Code that builds pages:
####################
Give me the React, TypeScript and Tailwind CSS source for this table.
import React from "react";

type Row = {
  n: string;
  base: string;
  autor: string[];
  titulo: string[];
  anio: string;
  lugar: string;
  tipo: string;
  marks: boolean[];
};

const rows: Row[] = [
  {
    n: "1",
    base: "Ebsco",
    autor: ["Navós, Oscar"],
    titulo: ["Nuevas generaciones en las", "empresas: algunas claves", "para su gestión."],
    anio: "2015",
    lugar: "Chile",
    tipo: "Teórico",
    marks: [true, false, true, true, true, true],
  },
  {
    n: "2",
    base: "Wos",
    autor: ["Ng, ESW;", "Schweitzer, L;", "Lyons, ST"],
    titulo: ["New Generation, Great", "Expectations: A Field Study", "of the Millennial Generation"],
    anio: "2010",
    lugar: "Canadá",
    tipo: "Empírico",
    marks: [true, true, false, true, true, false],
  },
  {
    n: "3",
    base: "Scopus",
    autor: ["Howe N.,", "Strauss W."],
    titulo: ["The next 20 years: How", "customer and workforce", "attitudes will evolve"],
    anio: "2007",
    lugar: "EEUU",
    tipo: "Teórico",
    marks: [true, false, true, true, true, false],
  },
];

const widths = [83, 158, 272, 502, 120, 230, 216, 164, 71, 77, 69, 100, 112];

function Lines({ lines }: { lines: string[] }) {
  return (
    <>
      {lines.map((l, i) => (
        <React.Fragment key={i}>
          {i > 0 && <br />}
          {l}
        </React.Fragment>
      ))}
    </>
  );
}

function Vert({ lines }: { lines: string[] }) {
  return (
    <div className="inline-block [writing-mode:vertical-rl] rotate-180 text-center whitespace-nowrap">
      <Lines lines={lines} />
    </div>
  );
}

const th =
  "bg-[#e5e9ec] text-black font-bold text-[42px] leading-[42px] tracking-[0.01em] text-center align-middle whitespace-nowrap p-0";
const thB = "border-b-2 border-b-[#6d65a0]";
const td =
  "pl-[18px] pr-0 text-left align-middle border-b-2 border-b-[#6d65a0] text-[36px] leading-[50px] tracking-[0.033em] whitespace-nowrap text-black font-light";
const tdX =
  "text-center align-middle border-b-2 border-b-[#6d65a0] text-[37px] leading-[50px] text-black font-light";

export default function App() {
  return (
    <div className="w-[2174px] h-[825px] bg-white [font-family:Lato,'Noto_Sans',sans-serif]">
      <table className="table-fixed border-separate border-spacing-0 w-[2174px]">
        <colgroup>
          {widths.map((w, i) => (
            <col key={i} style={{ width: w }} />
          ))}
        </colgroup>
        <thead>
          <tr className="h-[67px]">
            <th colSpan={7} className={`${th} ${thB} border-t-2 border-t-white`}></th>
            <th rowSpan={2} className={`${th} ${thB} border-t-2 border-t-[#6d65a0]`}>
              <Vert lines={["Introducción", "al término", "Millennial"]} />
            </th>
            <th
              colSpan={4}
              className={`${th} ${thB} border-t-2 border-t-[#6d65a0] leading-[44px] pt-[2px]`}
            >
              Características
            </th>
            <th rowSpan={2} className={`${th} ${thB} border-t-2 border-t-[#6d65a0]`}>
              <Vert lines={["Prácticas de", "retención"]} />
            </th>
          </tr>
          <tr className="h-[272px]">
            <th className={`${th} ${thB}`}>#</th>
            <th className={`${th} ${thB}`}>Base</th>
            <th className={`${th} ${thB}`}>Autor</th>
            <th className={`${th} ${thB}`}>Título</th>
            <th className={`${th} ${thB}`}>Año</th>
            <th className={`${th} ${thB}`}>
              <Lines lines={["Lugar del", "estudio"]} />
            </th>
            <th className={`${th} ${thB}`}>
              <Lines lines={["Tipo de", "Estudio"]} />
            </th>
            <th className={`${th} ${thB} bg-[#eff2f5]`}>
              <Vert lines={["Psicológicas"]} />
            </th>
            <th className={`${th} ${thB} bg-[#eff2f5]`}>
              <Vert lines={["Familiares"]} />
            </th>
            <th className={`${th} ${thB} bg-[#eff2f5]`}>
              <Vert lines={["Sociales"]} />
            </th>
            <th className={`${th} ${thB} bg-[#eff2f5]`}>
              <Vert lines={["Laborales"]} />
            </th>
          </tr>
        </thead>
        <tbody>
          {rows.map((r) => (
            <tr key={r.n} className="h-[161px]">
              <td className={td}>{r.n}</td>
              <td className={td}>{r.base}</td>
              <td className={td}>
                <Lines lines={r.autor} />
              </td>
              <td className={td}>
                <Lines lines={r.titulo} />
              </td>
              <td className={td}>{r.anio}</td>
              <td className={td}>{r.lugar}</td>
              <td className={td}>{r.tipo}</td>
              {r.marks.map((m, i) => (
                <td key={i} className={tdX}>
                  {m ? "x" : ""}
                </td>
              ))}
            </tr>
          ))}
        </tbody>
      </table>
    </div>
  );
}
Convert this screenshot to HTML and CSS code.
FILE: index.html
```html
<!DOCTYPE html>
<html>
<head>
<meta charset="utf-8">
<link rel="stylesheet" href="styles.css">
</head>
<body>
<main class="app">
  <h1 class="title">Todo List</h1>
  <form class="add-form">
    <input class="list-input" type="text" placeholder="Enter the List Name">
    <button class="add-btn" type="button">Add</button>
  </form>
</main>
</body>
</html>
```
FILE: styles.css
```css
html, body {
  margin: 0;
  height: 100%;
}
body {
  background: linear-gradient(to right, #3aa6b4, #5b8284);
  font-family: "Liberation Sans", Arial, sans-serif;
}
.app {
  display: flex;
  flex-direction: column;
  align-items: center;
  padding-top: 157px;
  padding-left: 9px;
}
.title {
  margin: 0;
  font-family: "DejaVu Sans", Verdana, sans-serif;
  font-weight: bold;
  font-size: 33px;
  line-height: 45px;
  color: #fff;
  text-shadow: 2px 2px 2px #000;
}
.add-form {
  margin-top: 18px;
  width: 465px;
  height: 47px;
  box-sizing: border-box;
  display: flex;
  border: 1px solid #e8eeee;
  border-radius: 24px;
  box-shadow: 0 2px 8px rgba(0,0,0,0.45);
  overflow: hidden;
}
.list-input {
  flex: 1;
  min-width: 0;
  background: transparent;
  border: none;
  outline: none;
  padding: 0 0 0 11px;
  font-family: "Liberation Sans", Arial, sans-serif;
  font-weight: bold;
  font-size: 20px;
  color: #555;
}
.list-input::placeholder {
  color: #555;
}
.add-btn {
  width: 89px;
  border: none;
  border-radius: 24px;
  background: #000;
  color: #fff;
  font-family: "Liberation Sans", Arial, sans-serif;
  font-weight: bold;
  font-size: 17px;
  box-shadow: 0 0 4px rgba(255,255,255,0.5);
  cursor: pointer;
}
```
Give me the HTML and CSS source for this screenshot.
####################
JOB :: Your answer should be a single number: the count of lines in the listing that contain the word "screenshot".

EXERCISE OUTPUT :: 2